▸ **Your goal**
Starting with the first line of the listing, quote each line exactly until and including the one with "import React from 'react';", leaving pictures out.
* begin *
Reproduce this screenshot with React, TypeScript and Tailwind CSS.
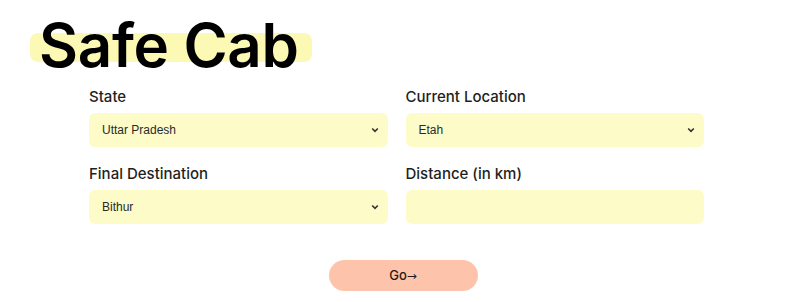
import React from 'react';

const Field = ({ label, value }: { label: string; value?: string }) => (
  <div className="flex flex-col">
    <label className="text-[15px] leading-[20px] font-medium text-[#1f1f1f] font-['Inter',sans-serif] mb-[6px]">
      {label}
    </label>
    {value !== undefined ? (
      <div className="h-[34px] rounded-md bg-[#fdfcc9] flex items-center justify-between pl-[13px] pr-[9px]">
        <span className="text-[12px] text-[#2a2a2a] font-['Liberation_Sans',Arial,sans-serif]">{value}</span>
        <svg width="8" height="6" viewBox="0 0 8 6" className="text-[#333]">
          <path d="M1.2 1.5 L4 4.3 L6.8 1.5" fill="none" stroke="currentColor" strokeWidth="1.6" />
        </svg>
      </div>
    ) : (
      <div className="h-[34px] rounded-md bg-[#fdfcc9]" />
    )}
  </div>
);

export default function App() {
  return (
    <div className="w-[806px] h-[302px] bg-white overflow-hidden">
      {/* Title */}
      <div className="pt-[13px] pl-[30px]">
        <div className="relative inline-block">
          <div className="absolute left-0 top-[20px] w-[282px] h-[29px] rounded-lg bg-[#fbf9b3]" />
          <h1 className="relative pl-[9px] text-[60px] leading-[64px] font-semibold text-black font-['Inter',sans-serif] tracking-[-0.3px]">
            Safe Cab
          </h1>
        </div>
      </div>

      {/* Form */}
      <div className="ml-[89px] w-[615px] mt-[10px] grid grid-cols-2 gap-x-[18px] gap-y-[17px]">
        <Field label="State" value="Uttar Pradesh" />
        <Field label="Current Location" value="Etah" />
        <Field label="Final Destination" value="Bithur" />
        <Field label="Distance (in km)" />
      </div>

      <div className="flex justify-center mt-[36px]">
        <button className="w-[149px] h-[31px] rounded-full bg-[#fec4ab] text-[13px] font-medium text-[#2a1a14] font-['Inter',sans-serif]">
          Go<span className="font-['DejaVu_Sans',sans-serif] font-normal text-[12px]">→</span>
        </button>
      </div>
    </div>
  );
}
* end *
▸ **In response**
Reproduce this screenshot with React, TypeScript and Tailwind CSS.
import React from 'react';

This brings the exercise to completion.